Exercise description - Repeat every line of the data exactly, but not the pictures.

Stored data -
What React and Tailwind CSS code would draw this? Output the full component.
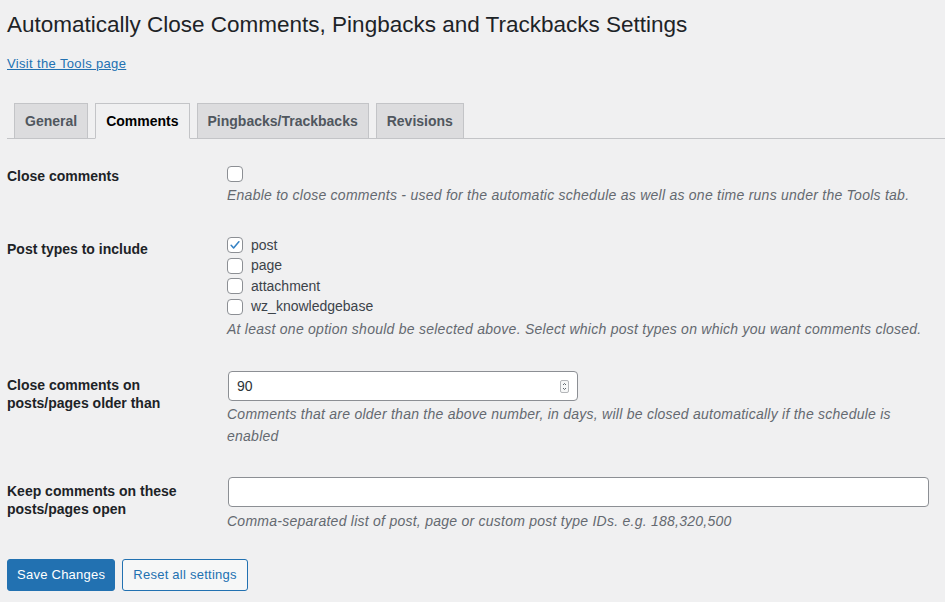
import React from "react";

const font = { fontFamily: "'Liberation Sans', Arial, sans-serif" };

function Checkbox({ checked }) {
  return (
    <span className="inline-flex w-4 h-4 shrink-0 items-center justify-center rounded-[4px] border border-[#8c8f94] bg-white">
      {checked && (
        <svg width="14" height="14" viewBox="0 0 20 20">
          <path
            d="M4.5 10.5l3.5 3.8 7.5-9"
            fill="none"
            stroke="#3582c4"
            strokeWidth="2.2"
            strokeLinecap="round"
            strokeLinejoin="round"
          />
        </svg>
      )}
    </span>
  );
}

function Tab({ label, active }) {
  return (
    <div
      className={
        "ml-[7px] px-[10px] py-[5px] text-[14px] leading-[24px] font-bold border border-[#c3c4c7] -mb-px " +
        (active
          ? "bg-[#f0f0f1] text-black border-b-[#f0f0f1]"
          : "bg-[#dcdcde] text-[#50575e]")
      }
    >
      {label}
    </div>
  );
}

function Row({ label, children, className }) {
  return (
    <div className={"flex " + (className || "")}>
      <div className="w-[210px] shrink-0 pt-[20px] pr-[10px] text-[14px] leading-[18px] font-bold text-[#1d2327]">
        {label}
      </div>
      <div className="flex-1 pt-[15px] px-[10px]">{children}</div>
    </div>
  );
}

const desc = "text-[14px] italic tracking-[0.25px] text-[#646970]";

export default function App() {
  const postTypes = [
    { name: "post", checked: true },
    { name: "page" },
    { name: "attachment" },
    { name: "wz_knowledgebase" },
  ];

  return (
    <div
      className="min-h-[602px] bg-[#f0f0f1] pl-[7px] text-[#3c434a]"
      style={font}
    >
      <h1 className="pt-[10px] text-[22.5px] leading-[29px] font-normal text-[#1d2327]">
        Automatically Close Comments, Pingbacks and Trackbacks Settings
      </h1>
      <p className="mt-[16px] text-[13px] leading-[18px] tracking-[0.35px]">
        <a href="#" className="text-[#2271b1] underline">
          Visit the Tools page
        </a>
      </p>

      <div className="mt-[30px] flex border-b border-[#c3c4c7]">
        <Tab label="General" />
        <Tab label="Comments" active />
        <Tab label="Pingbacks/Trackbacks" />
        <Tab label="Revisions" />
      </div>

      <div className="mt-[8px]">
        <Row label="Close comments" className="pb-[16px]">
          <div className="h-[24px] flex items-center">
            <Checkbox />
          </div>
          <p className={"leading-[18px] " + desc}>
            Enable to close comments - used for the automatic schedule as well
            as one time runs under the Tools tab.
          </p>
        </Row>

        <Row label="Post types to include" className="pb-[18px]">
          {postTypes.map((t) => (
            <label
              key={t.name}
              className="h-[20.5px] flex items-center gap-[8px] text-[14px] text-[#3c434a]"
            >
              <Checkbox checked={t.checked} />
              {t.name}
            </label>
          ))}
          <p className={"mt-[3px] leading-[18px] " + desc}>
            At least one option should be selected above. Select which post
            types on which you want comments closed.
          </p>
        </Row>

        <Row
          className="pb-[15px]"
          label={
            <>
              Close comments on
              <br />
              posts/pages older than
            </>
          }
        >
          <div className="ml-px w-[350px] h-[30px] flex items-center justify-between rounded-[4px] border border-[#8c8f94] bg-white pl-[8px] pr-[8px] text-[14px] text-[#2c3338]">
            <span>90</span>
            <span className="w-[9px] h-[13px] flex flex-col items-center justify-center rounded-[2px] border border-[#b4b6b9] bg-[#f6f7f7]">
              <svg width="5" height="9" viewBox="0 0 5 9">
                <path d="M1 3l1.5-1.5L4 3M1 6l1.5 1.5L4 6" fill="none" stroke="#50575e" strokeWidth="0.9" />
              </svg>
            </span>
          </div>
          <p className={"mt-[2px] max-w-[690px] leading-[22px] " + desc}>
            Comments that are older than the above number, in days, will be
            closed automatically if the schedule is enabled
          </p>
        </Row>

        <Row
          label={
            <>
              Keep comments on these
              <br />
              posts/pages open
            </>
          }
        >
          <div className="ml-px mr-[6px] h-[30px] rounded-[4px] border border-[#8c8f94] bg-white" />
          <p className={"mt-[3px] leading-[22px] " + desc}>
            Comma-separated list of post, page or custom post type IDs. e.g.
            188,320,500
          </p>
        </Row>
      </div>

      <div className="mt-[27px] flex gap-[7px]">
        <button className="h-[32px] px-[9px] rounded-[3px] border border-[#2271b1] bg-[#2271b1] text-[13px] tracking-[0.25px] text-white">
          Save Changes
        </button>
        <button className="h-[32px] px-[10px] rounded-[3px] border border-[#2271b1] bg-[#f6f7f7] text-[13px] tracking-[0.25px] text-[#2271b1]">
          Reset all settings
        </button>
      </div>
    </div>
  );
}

Response to the exercise -
What React and Tailwind CSS code would draw this? Output the full component.
import React from "react";

const font = { fontFamily: "'Liberation Sans', Arial, sans-serif" };

function Checkbox({ checked }) {
  return (
    <span className="inline-flex w-4 h-4 shrink-0 items-center justify-center rounded-[4px] border border-[#8c8f94] bg-white">
      {checked && (
        <svg width="14" height="14" viewBox="0 0 20 20">
          <path
            d="M4.5 10.5l3.5 3.8 7.5-9"
            fill="none"
            stroke="#3582c4"
            strokeWidth="2.2"
            strokeLinecap="round"
            strokeLinejoin="round"
          />
        </svg>
      )}
    </span>
  );
}

function Tab({ label, active }) {
  return (
    <div
      className={
        "ml-[7px] px-[10px] py-[5px] text-[14px] leading-[24px] font-bold border border-[#c3c4c7] -mb-px " +
        (active
          ? "bg-[#f0f0f1] text-black border-b-[#f0f0f1]"
          : "bg-[#dcdcde] text-[#50575e]")
      }
    >
      {label}
    </div>
  );
}

function Row({ label, children, className }) {
  return (
    <div className={"flex " + (className || "")}>
      <div className="w-[210px] shrink-0 pt-[20px] pr-[10px] text-[14px] leading-[18px] font-bold text-[#1d2327]">
        {label}
      </div>
      <div className="flex-1 pt-[15px] px-[10px]">{children}</div>
    </div>
  );
}

const desc = "text-[14px] italic tracking-[0.25px] text-[#646970]";

export default function App() {
  const postTypes = [
    { name: "post", checked: true },
    { name: "page" },
    { name: "attachment" },
    { name: "wz_knowledgebase" },
  ];

  return (
    <div
      className="min-h-[602px] bg-[#f0f0f1] pl-[7px] text-[#3c434a]"
      style={font}
    >
      <h1 className="pt-[10px] text-[22.5px] leading-[29px] font-normal text-[#1d2327]">
        Automatically Close Comments, Pingbacks and Trackbacks Settings
      </h1>
      <p className="mt-[16px] text-[13px] leading-[18px] tracking-[0.35px]">
        <a href="#" className="text-[#2271b1] underline">
          Visit the Tools page
        </a>
      </p>

      <div className="mt-[30px] flex border-b border-[#c3c4c7]">
        <Tab label="General" />
        <Tab label="Comments" active />
        <Tab label="Pingbacks/Trackbacks" />
        <Tab label="Revisions" />
      </div>

      <div className="mt-[8px]">
        <Row label="Close comments" className="pb-[16px]">
          <div className="h-[24px] flex items-center">
            <Checkbox />
          </div>
          <p className={"leading-[18px] " + desc}>
            Enable to close comments - used for the automatic schedule as well
            as one time runs under the Tools tab.
          </p>
        </Row>

        <Row label="Post types to include" className="pb-[18px]">
          {postTypes.map((t) => (
            <label
              key={t.name}
              className="h-[20.5px] flex items-center gap-[8px] text-[14px] text-[#3c434a]"
            >
              <Checkbox checked={t.checked} />
              {t.name}
            </label>
          ))}
          <p className={"mt-[3px] leading-[18px] " + desc}>
            At least one option should be selected above. Select which post
            types on which you want comments closed.
          </p>
        </Row>

        <Row
          className="pb-[15px]"
          label={
            <>
              Close comments on
              <br />
              posts/pages older than
            </>
          }
        >
          <div className="ml-px w-[350px] h-[30px] flex items-center justify-between rounded-[4px] border border-[#8c8f94] bg-white pl-[8px] pr-[8px] text-[14px] text-[#2c3338]">
            <span>90</span>
            <span className="w-[9px] h-[13px] flex flex-col items-center justify-center rounded-[2px] border border-[#b4b6b9] bg-[#f6f7f7]">
              <svg width="5" height="9" viewBox="0 0 5 9">
                <path d="M1 3l1.5-1.5L4 3M1 6l1.5 1.5L4 6" fill="none" stroke="#50575e" strokeWidth="0.9" />
              </svg>
            </span>
          </div>
          <p className={"mt-[2px] max-w-[690px] leading-[22px] " + desc}>
            Comments that are older than the above number, in days, will be
            closed automatically if the schedule is enabled
          </p>
        </Row>

        <Row
          label={
            <>
              Keep comments on these
              <br />
              posts/pages open
            </>
          }
        >
          <div className="ml-px mr-[6px] h-[30px] rounded-[4px] border border-[#8c8f94] bg-white" />
          <p className={"mt-[3px] leading-[22px] " + desc}>
            Comma-separated list of post, page or custom post type IDs. e.g.
            188,320,500
          </p>
        </Row>
      </div>

      <div className="mt-[27px] flex gap-[7px]">
        <button className="h-[32px] px-[9px] rounded-[3px] border border-[#2271b1] bg-[#2271b1] text-[13px] tracking-[0.25px] text-white">
          Save Changes
        </button>
        <button className="h-[32px] px-[10px] rounded-[3px] border border-[#2271b1] bg-[#f6f7f7] text-[13px] tracking-[0.25px] text-[#2271b1]">
          Reset all settings
        </button>
      </div>
    </div>
  );
}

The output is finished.